▸ **Instruction**: Return precisely the span of lines from the top of the material below to the line containing "const lastX = points[points.length - 1];", both included. Pictures are excluded.

▸ **Given information**:
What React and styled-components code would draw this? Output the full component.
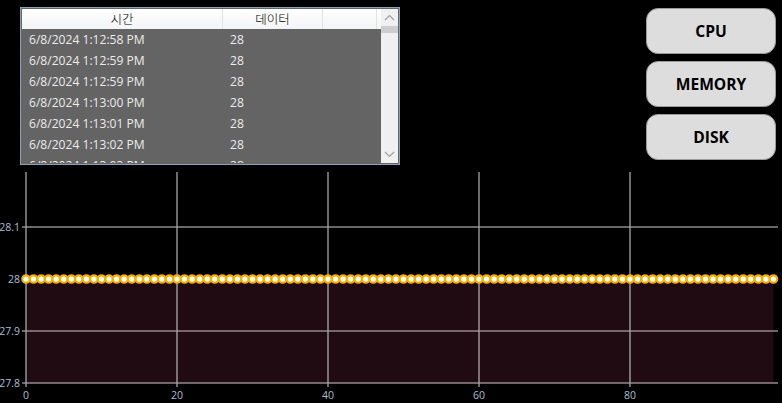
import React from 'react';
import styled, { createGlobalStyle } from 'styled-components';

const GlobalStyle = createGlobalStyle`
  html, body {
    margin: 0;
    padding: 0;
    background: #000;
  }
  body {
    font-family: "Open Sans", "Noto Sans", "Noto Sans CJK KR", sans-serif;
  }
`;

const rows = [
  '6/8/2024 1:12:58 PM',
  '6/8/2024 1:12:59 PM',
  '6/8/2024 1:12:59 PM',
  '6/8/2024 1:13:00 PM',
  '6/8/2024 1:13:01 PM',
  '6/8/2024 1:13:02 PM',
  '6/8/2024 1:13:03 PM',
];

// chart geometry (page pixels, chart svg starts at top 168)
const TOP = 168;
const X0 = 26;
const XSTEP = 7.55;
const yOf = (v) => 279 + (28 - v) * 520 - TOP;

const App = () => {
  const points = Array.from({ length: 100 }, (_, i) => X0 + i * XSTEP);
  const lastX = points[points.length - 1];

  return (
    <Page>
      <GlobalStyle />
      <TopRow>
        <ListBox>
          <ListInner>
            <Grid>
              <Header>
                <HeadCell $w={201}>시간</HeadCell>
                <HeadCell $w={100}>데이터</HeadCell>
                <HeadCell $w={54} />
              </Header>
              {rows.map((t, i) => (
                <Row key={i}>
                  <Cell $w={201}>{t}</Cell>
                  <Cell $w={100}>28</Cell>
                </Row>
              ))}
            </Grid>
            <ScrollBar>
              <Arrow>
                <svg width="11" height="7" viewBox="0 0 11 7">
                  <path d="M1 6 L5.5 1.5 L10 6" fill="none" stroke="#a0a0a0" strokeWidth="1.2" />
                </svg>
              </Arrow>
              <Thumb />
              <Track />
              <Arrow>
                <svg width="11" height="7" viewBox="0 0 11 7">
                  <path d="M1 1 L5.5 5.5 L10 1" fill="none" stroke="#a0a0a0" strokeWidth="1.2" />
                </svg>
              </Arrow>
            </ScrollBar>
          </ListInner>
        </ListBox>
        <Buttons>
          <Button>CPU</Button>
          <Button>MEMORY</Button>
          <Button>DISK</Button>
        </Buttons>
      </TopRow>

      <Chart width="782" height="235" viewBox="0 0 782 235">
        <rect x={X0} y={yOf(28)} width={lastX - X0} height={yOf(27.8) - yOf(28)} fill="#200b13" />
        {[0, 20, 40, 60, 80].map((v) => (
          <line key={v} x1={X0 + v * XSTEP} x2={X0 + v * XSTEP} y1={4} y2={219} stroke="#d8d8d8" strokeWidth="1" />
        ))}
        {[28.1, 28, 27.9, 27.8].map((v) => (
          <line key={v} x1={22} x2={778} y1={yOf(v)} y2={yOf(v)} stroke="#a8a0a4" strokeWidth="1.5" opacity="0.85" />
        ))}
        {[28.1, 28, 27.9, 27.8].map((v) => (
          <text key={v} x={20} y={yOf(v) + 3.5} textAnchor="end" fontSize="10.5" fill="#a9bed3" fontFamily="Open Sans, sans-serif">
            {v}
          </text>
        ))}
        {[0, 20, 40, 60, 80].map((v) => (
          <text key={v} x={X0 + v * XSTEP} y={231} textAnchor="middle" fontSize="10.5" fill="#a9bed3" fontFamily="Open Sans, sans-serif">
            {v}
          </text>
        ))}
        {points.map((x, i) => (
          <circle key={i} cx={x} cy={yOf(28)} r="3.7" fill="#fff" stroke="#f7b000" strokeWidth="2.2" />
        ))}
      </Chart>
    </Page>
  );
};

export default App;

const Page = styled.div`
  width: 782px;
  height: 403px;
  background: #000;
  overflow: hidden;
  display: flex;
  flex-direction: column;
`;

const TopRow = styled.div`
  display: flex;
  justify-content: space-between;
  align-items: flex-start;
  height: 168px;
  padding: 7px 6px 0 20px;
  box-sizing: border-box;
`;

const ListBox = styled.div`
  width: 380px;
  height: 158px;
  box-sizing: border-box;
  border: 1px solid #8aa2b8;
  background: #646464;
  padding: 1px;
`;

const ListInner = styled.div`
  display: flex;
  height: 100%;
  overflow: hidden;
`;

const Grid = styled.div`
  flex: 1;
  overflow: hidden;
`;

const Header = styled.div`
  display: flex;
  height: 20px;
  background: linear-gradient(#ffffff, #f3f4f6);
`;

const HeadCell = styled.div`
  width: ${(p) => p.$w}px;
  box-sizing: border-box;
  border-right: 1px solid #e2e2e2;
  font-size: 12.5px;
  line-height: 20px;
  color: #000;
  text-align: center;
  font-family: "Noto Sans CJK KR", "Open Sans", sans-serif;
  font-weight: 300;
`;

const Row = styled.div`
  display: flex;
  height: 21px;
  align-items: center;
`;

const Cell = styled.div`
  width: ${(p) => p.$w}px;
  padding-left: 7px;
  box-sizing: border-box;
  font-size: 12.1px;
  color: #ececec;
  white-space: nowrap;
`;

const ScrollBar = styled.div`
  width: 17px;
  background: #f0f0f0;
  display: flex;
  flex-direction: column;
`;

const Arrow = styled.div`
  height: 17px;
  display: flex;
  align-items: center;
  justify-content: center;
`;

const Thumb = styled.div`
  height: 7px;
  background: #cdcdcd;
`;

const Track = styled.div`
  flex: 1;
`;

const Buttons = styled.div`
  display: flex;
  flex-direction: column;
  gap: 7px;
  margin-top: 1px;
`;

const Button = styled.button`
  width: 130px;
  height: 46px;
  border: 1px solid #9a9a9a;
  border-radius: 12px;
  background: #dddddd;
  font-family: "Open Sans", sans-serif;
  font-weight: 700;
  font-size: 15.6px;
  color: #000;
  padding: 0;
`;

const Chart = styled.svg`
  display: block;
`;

▸ **Answer in full**:
What React and styled-components code would draw this? Output the full component.
import React from 'react';
import styled, { createGlobalStyle } from 'styled-components';

const GlobalStyle = createGlobalStyle`
  html, body {
    margin: 0;
    padding: 0;
    background: #000;
  }
  body {
    font-family: "Open Sans", "Noto Sans", "Noto Sans CJK KR", sans-serif;
  }
`;

const rows = [
  '6/8/2024 1:12:58 PM',
  '6/8/2024 1:12:59 PM',
  '6/8/2024 1:12:59 PM',
  '6/8/2024 1:13:00 PM',
  '6/8/2024 1:13:01 PM',
  '6/8/2024 1:13:02 PM',
  '6/8/2024 1:13:03 PM',
];

// chart geometry (page pixels, chart svg starts at top 168)
const TOP = 168;
const X0 = 26;
const XSTEP = 7.55;
const yOf = (v) => 279 + (28 - v) * 520 - TOP;

const App = () => {
  const points = Array.from({ length: 100 }, (_, i) => X0 + i * XSTEP);
  const lastX = points[points.length - 1];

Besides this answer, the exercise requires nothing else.